Случалось ли вам падать всем телом на голого водяного? О, вам не случалось этого делать, иначе бы вы сейчас этих строк не читали, вы были бы в тот же самый раз копыта откинумши, говоря арясинским просторечием! На счастье, водяной отцепил от псевдоуха кованую босоножку и глаза открыл. Говорил он плохо, и речь его приняла письмоносица за невнятную российскую матерщину, — из каковой эта речь, кстати, целиком и состояла, не считая нескольких древних угро-финских, тоже матерных, слов. Поэтому и Муза покрыла водяного отборной, вполне современной, хорошо артикулированной матерщиной, — ей недавно как раз протезы новые на обе челюсти присадили, — влезла на велосипед и угрюмо поехала дальше письмоносить. А Фердинанд остался битым и уполз к себе в пруд горестно метать икру, да так и уснул, недометав дневную норму. Утром же его разбудили чертоваровы тиуны по случаю всеобщей выползовско-ржавецкой мобилизации на китайскую войну.

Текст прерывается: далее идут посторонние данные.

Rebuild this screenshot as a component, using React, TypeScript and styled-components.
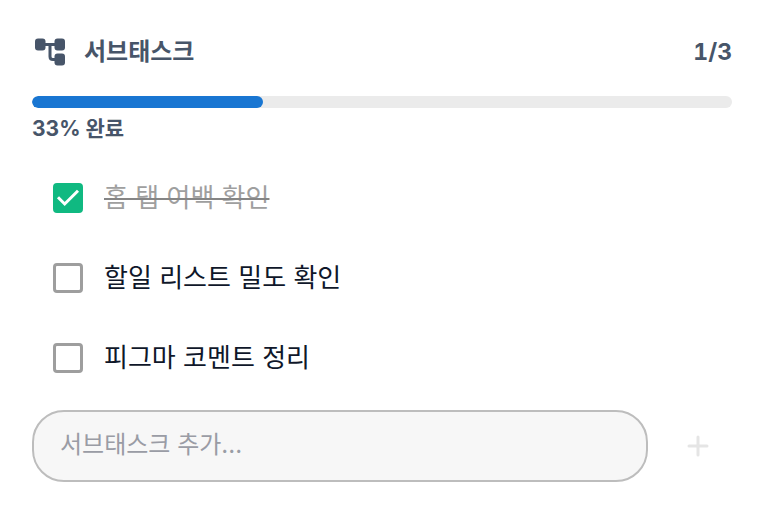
import React, { useState } from "react";
import styled, { createGlobalStyle } from "styled-components";

const GlobalStyle = createGlobalStyle`
  *, *::before, *::after { box-sizing: border-box; }
  body {
    margin: 0;
    background: #ffffff;
    color: #0f172a;
    font-family: Inter, "Noto Sans CJK KR", sans-serif;
  }
`;

const Panel = styled.main`
  padding: 32px;
`;

const Header = styled.header`
  display: flex;
  align-items: center;
  gap: 16px;
  height: 40px;
  color: #475569;
`;

const Title = styled.h2`
  flex: 1;
  margin: 0;
  font-size: 24px;
  line-height: 40px;
  font-weight: 700;
`;

const Count = styled.span`
  font-size: 23px;
  line-height: 40px;
  font-weight: 700;
  font-variant-numeric: tabular-nums;
`;

const Track = styled.div`
  height: 12px;
  margin-top: 24px;
  border-radius: 6px;
  background: #ebebeb;
  overflow: hidden;
`;

const Fill = styled.div`
  height: 100%;
  border-radius: 6px;
  background: #1976d2;
`;

const Caption = styled.p`
  margin: 4px 0 0;
  font-size: 21px;
  line-height: 34px;
  font-weight: 700;
  color: #475569;
`;

const List = styled.ul`
  list-style: none;
  margin: 12px 0 0;
  padding: 0;
`;

const Row = styled.label<{ $done: boolean }>`
  display: flex;
  align-items: center;
  gap: 16px;
  height: 80px;
  padding-left: 16px;
  font-size: 26px;
  line-height: 40px;
  color: ${(p) => (p.$done ? "#9f9f9f" : "#0f172a")};
  text-decoration: ${(p) => (p.$done ? "line-through 2px #858585" : "none")};
`;

const CheckHolder = styled.span`
  display: grid;
  width: 40px;
  height: 40px;
  place-items: center;

  > * { grid-area: 1 / 1; }
`;

const Check = styled.input`
  appearance: none;
  width: 30px;
  height: 30px;
  margin: 0;
  border: 3px solid #9e9e9e;
  border-radius: 4px;

  &:checked {
    border-color: #10b981;
    background: #10b981;
  }
`;

const Tick = styled.svg`
  width: 30px;
  height: 30px;
  pointer-events: none;
`;

const AddForm = styled.form`
  display: flex;
  align-items: center;
  gap: 16px;
  margin-top: 12px;
`;

const AddInput = styled.input`
  flex: 1;
  min-width: 0;
  height: 72px;
  padding: 0 26px 4px;
  border: 2px solid #bdbdbd;
  border-radius: 32px;
  background: #f7f7f7;
  color: #0f172a;
  font: inherit;
  font-size: 24px;

  &::placeholder { color: #9a9ca5; opacity: 1; }
`;

const AddButton = styled.button`
  display: grid;
  place-items: center;
  width: 68px;
  height: 68px;
  padding: 0;
  border: 0;
  background: none;
  color: #e5e5e5;
`;

const TreeIcon = () => (
  <svg width="36" height="36" viewBox="0 0 24 24" aria-hidden>
    <g fill="currentColor">
      <rect x="2" y="3" width="7" height="8" rx="2" />
      <rect x="15" y="3" width="7" height="8" rx="2" />
      <rect x="15" y="13" width="7" height="8" rx="2" />
    </g>
    <path d="M8 7H16M12 7V15Q12 17 14 17H16" fill="none" stroke="currentColor" strokeWidth="2" />
  </svg>
);

const initialTasks = [
  { id: 1, text: "홈 탭 여백 확인", done: true },
  { id: 2, text: "할일 리스트 밀도 확인", done: false },
  { id: 3, text: "피그마 코멘트 정리", done: false },
];

export default function App() {
  const [tasks, setTasks] = useState(initialTasks);
  const [draft, setDraft] = useState("");
  const done = tasks.filter((t) => t.done).length;
  const percent = Math.round((done / tasks.length) * 100);

  const toggle = (id: number) =>
    setTasks(tasks.map((t) => (t.id === id ? { ...t, done: !t.done } : t)));

  const add = (e: React.FormEvent) => {
    e.preventDefault();
    if (!draft.trim()) return;
    setTasks([...tasks, { id: Date.now(), text: draft.trim(), done: false }]);
    setDraft("");
  };

  return (
    <>
      <GlobalStyle />
      <Panel>
        <Header>
          <TreeIcon />
          <Title>서브태스크</Title>
          <Count>{done}/{tasks.length}</Count>
        </Header>
        <Track role="progressbar" aria-label="서브태스크" aria-valuenow={percent} aria-valuemin={0} aria-valuemax={100}>
          <Fill style={{ width: `${percent}%` }} />
        </Track>
        <Caption>{percent}% 완료</Caption>
        <List>
          {tasks.map((t) => (
            <li key={t.id}>
              <Row $done={t.done}>
                <CheckHolder>
                  <Check type="checkbox" checked={t.done} onChange={() => toggle(t.id)} />
                  {t.done && (
                    <Tick viewBox="0 0 30 30" aria-hidden>
                      <path d="M5 14.3 L11.7 21 L25 7.7" fill="none" stroke="#fff" strokeWidth="3" />
                    </Tick>
                  )}
                </CheckHolder>
                <span>{t.text}</span>
              </Row>
            </li>
          ))}
        </List>
        <AddForm onSubmit={add}>
          <AddInput aria-label="서브태스크 추가" placeholder="서브태스크 추가..." value={draft} onChange={(e) => setDraft(e.target.value)} />
          <AddButton type="submit" aria-label="추가" disabled={!draft.trim()}>
            <svg width="36" height="36" viewBox="0 0 24 24" aria-hidden>
              <path d="M6 12H18M12 6V18" fill="none" stroke="currentColor" strokeWidth="2" strokeLinecap="round" />
            </svg>
          </AddButton>
        </AddForm>
      </Panel>
    </>
  );
}
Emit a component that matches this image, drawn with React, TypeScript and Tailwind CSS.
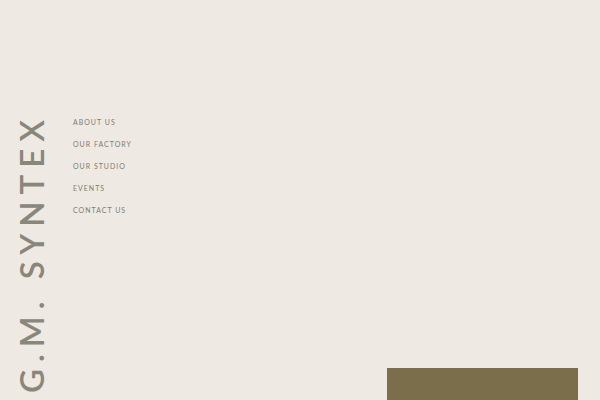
import React from 'react';

const links = [
  { label: 'About Us', href: '#about' },
  { label: 'Our Factory', href: '#factory' },
  { label: 'Our Studio', href: '#studio' },
  { label: 'Events', href: '#events' },
  { label: 'Contact Us', href: '#contact' }
];

const App: React.FC = () => {
  return (
    <div className="flex min-h-screen items-start bg-[#eee9e2] font-['Lato',sans-serif] text-[#89867c]">
      {/* Vertical wordmark */}
      <header className="pt-[113px] pl-[15px]">
        <a
          href="#home"
          className="block rotate-180 whitespace-nowrap text-[33px] leading-8 font-semibold tracking-[7px] [writing-mode:vertical-rl]"
        >
          G.M. SYNTEX
        </a>
      </header>

      {/* Main menu */}
      <nav aria-label="Main" className="pt-[111px] pl-[26px]">
        <ul>
          {links.map(({ label, href }) => (
            <li key={label} className="h-[22px]">
              <a href={href} className="block whitespace-nowrap text-[7px] leading-[22px] tracking-[1px] text-[#7f7c73] uppercase">
                {label}
              </a>
            </li>
          ))}
        </ul>
      </nav>

      {/* Feature panel */}
      <main className="flex flex-1 justify-end pt-92 pr-[22px]">
        <section aria-label="Feature" className="h-8 w-[191px] bg-[#7b6e4b]" />
      </main>
    </div>
  );
};

export default App;
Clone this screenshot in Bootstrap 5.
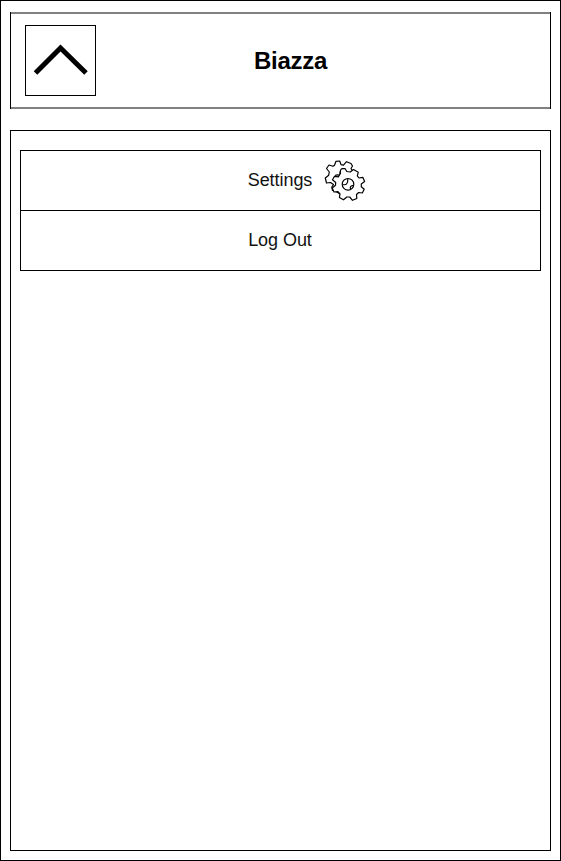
<!DOCTYPE html>
<html lang="en">
<head>
<meta charset="utf-8">
<meta name="viewport" content="width=device-width, initial-scale=1">
<title>Biazza</title>
<link href="https://cdn.jsdelivr.net/npm/bootstrap@5.3.0/dist/css/bootstrap.min.css" rel="stylesheet">
<style>
body{font-family:"Liberation Sans",Arial,sans-serif;color:#000}
.screen{height:861px;padding:11px 9px 9px;border:1px solid #000}
.topbar{height:97px;border:1px solid #000;border-width:0 1px;padding-left:14px;background:linear-gradient(#808080,#808080) top/100% 2px no-repeat,linear-gradient(#808080,#808080) bottom/100% 2px no-repeat}
.back{width:71px;height:71px;border:1px solid #000}
.brand{font-size:24px;line-height:28px;margin-right:65px;letter-spacing:-.3px}
.panel{margin-top:21px;border:1px solid #000;padding:19px 9px}
.menu{border:1px solid #000}
.entry{height:59px;font-size:18px;color:#111;padding-bottom:1px}
.entry:hover{color:#111}
.entry + .entry{height:60px;border-top:1px solid #000;padding-bottom:2px}
.entry-label{line-height:20px;letter-spacing:-.06px;margin-right:1px}
.gear{left:calc(100% + 12px);top:-10px}
</style>
<script src="https://cdn.jsdelivr.net/npm/bootstrap@5.3.0/dist/js/bootstrap.bundle.min.js"></script>
</head>
<body class="bg-white m-0">
<div class="screen d-flex flex-column">
  <header class="topbar d-flex align-items-center flex-shrink-0">
    <button type="button" class="back btn p-0 rounded-0 bg-white d-block flex-shrink-0" aria-label="Back">
      <svg class="d-block" width="69" height="69" viewBox="26 26 69 69" fill="none" stroke="#000" stroke-width="5"><path d="M35.500 73 60.500 48 86 73"/></svg>
    </button>
    <h1 class="brand fw-bold mb-0 flex-grow-1 text-center">Biazza</h1>
  </header>
  <main class="panel flex-grow-1">
    <nav class="menu">
      <a href="#" class="entry d-flex align-items-center justify-content-center text-decoration-none">
        <span class="entry-label position-relative">Settings
          <svg class="gear position-absolute" width="42" height="42" viewBox="324 160 42 42" fill="#fff" stroke="#000" stroke-width="1.2" stroke-linejoin="round">
            <path d="M334.500 165.200 336 161.300 339.700 161 341 164.600 343.500 165.200 346.500 161.700 351 163.500 352.500 166 351 168.500 357 178 340 194 335.500 191 332.500 190.500 331.800 187 333.500 184.500 330.500 182.500 326.500 183 325.300 178 328.700 175.200 329.300 172 326.500 168.500 329 165 333 166.300Z"/>
            <path d="M335 175.500Q337 174.500 339 175.200 341 173.500 339.800 171.500" fill="none"/>
            <path d="M340.500 173.200Q339.800 169 342.500 168.600L345 168.500 346.800 171.500 350.200 172 353.500 169.500 358.300 172.200 357.300 175.800 359 178 362.800 177.300 364.600 181.500 361.300 184 361.300 186.700 364.200 189.200 362.300 193 358.700 192.500 356.500 194.500 356.800 198.500 352.500 200.300 349.700 197 346.800 197 343.500 199.800 339.400 197.500 340 194 338 191.700 334 192 332.200 188 335.500 185.200 335.700 182.500 332.500 179.800 334.500 176.300 338.500 176.800Z"/>
            <circle cx="348" cy="184.300" r="5.800"/>
            <path d="M342.800 184.500Q348 186 347.800 179M350.500 189.300Q349.500 185.500 353.500 185.300" fill="none"/>
          </svg>
        </span>
      </a>
      <a href="#" class="entry d-flex align-items-center justify-content-center text-decoration-none"><span class="entry-label">Log Out</span></a>
    </nav>
  </main>
</div>
</body>
</html>
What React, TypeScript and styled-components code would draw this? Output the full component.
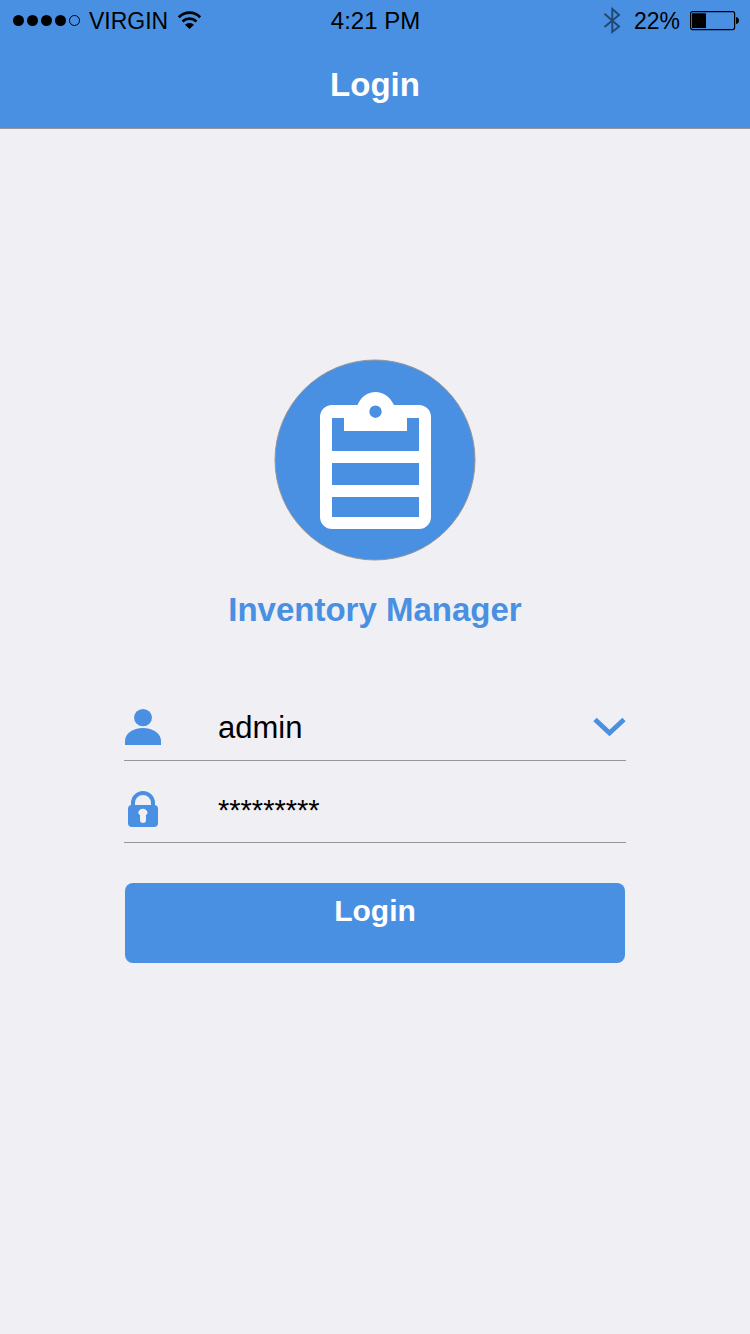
import React from "react";
import styled, { createGlobalStyle } from "styled-components";

const blue = "#4990e2";
const paper = "#efeff4";
const rule = "#979797";

const GlobalStyle = createGlobalStyle`
  * { box-sizing: border-box; }
  body {
    margin: 0;
    background: ${paper};
    font-family: "Liberation Sans", Arial, sans-serif;
    color: #000;
  }
`;

const Header = styled.header`
  background: ${blue};
  border-bottom: 1px solid ${rule};
`;

const StatusBar = styled.div`
  display: grid;
  grid-template-columns: 1fr auto 1fr;
  align-items: center;
  height: 42px;
  padding: 0 11px 0 12px;
  font-size: 23px;
  line-height: 40px;
`;

const StatusGroup = styled.div<{ $end?: boolean }>`
  display: flex;
  align-items: center;
  justify-content: ${(p) => (p.$end ? "flex-end" : "flex-start")};
  gap: ${(p) => (p.$end ? "10px" : "9px")};
`;

const Clock = styled.time`
  font-size: 24px;
`;

const NavBar = styled.div`
  display: flex;
  align-items: center;
  justify-content: center;
  height: 86px;
`;

const Title = styled.h1`
  margin: 0;
  font-size: 33px;
  line-height: 40px;
  font-weight: bold;
  color: #fff;
`;

const Main = styled.main`
  display: flex;
  flex-direction: column;
  align-items: center;
  padding: 230px 24px 40px;
`;

const Logo = styled.svg`
  display: block;
`;

const AppName = styled.h2`
  margin: 29px 0 63px;
  font-size: 33px;
  line-height: 40px;
  font-weight: bold;
  color: ${blue};
`;

const Form = styled.form`
  display: flex;
  flex-direction: column;
  gap: 14px;
  width: 100%;
  max-width: 502px;
`;

const Field = styled.div`
  display: flex;
  align-items: center;
  height: 68px;
  border-bottom: 1px solid ${rule};
`;

const FieldLabel = styled.label`
  display: flex;
  flex: none;
  width: 94px;
  padding-left: 1px;
`;

const SelectWrap = styled.div`
  display: grid;
  flex: 1;
  align-items: center;

  & > * {
    grid-area: 1 / 1;
  }
`;

const UserSelect = styled.select`
  appearance: none;
  width: 100%;
  height: 42px;
  padding: 2px 0 0;
  border: 0;
  background: transparent;
  color: #000;
  font: 31px/40px "Liberation Sans", Arial, sans-serif;
`;

const Chevron = styled.svg`
  justify-self: end;
  pointer-events: none;
`;

const SecretInput = styled.input`
  flex: 1;
  min-width: 0;
  height: 44px;
  padding: 4px 0 0;
  border: 0;
  background: transparent;
  color: #000;
  font: 29px/40px "Liberation Sans", Arial, sans-serif;
`;

const SubmitButton = styled.button`
  display: flex;
  justify-content: center;
  align-items: flex-start;
  height: 80px;
  margin: 26px 1px 0;
  padding: 8px 16px;
  border: 0;
  border-radius: 8px;
  background: ${blue};
  color: #fff;
  font: bold 30px/40px "Liberation Sans", Arial, sans-serif;
`;

const SignalIcon = () => (
  <svg width="68" height="12" viewBox="0 0 68 12" role="img" aria-label="Signal strength">
    {[6.5, 20.5, 34.5, 48.5].map((cx) => (
      <circle key={cx} cx={cx} cy="5.5" r="5.5" />
    ))}
    <circle cx="62.5" cy="5.5" r="5" fill="none" stroke="#000" />
  </svg>
);

const WifiIcon = () => (
  <svg width="26" height="20" viewBox="0 0 26 20" role="img" aria-label="Wi-Fi">
    <g fill="none" stroke="#000" strokeWidth="2.7">
      <path d="M1.8 6.2C8.200 .2 16.800 .2 23.200 6.200" />
      <path d="M5.500 10.500C9.600 6.700 15.400 6.700 19.500 10.500" />
    </g>
    <path d="M8 13.800C10.700 11.500 14.300 11.500 17 13.800L12.500 18Z" />
  </svg>
);

const BluetoothIcon = () => (
  <svg width="21" height="28" viewBox="0 0 21 28" role="img" aria-label="Bluetooth">
    <path
      d="M1.500 6.700L16 19.500L9.300 25V2L16 8L1.500 20"
      fill="none"
      stroke="#000"
      strokeOpacity=".5"
      strokeWidth="2"
    />
  </svg>
);

const BatteryIcon = () => (
  <svg width="49" height="20" viewBox="0 0 49 20" role="img" aria-label="Battery">
    <rect x=".6" y=".6" width="44" height="18" rx="2" fill="none" stroke="#000" strokeWidth="1.2" />
    <rect x="2" y="2.2" width="14" height="14.800" rx=".5" />
    <path d="M46 6Q49 6.500 49 9.500T46 13Z" />
  </svg>
);

const ClipboardLogo = () => (
  <Logo width="202" height="202" viewBox="0 0 202 202" aria-hidden="true">
    <circle cx="101" cy="101" r="100" fill={blue} stroke={rule} />
    <path
      fill="#fff"
      fillRule="evenodd"
      d="M58 46H83.5C87 38 93.500 33 101.500 33S116 38 120 46H145A12 12 0 0 1 157 58V158A12 12 0 0 1 145 170H58A12 12 0 0 1 46 158V58A12 12 0 0 1 58 46ZM58 59V92H145V59H133V72H70V59ZM58 104V126H145V104ZM58 138V158H145V138ZM107.700 52.700A6.200 6.200 0 1 0 95.300 52.700A6.200 6.200 0 1 0 107.700 52.700Z"
    />
  </Logo>
);

const PersonIcon = () => (
  <svg width="36" height="36" viewBox="0 0 36 36" fill={blue} aria-hidden="true">
    <ellipse cx="18" cy="8.600" rx="9" ry="8.600" />
    <path d="M0 36V32C0 24.500 8 19 18 19S36 24.500 36 32V36Z" />
  </svg>
);

const LockIcon = () => (
  <svg width="36" height="36" viewBox="0 0 36 36" fill={blue} aria-hidden="true">
    <path
      fillRule="evenodd"
      d="M6 14V12A12 12 0 0 1 30 12V14Q33 14.500 33 18V32Q33 36 29 36H7Q3 36 3 32V18Q3 14.500 6 14ZM10 14H26V12A8 8 0 0 0 10 12ZM15 24V29A3 3 0 0 0 21 29V24C22 23.500 22.500 23 22.500 21.800A4.600 4 0 0 0 13.300 21.800C13.300 23 14 23.500 15 24Z"
    />
  </svg>
);

export default function App() {
  return (
    <>
      <GlobalStyle />
      <Header>
        <StatusBar>
          <StatusGroup>
            <SignalIcon />
            <span>VIRGIN</span>
            <WifiIcon />
          </StatusGroup>
          <Clock>4:21 PM</Clock>
          <StatusGroup $end>
            <BluetoothIcon />
            <span>22%</span>
            <BatteryIcon />
          </StatusGroup>
        </StatusBar>
        <NavBar>
          <Title>Login</Title>
        </NavBar>
      </Header>
      <Main>
        <ClipboardLogo />
        <AppName>Inventory Manager</AppName>
        <Form onSubmit={(e) => e.preventDefault()}>
          <Field>
            <FieldLabel htmlFor="user" aria-label="User">
              <PersonIcon />
            </FieldLabel>
            <SelectWrap>
              <UserSelect id="user" defaultValue="admin">
                <option value="admin">admin</option>
              </UserSelect>
              <Chevron width="33" height="20" viewBox="0 0 33 20" aria-hidden="true">
                <path d="M2 2.500L16.500 16L31 2.500" fill="none" stroke={blue} strokeWidth="4.800" />
              </Chevron>
            </SelectWrap>
          </Field>
          <Field>
            <FieldLabel htmlFor="password" aria-label="Password">
              <LockIcon />
            </FieldLabel>
            <SecretInput id="password" type="text" autoComplete="off" defaultValue="*********" />
          </Field>
          <SubmitButton type="submit">Login</SubmitButton>
        </Form>
      </Main>
    </>
  );
}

Мобилизовали всех, кто мог ружье, вилы или хоть помело держать, даже старика Варсонофия: оторвали болезного от его дубильных чанов, назначили обер-контролером Западного фронта. И Козьмодемьяна Петровича, толстого алкоголика, из костопальни отозвали, прежнюю профессию оставили при нем, но насчет костей указали, что теперь товар пойдет не тот, что прежде. Фортуната Эрнестовича, чудотвора-бухгалтера, главным ремонтёром и фуражиром армии назначили. Приемного сына Шейлы, бездельника Савелия, и того Богдан в бойцы забрил в рядовые — не до шерстобития нынче стало, не шерсть нынче бить собрался чертовар, а китайцев из обнаглевшего Чайна-Тауна, что посреди кладбища вырос поганкой.

И всю Шейлину санаторию, всех обезбесивших постояльцев: и тех, что сами приехали, и тех, что из вытрезвителя были вывезены коконами. Первых, понятно, сделали сержантами и отдали под их начало вторых, а генерал-подполковницу оставил Богдан Арнольдович в прежнем звании и поручил руководство полевыми операциями. Попал под ружье — правда, полковым писарем — даже малохольный Давыдка. Запретил воевать Богдан Арнольдович только Кавелю Глинскому, оставил его в резерве при госпитале, которым поручил заведовать своей нерасписанной жене Шейле Егоровне. Она, правда, заикнулась — как же можно мастеру от основной работы отвлекаться, чертям раздолье давать, но Богдан заявил ей твердо: «Я на черта черт!» И то верно… А китайцы, видать, нуждаются во вразумлении, раз от ядовитых газов воздержаться не могут. Необходимо произвести демонстрацию силы. И другие действия.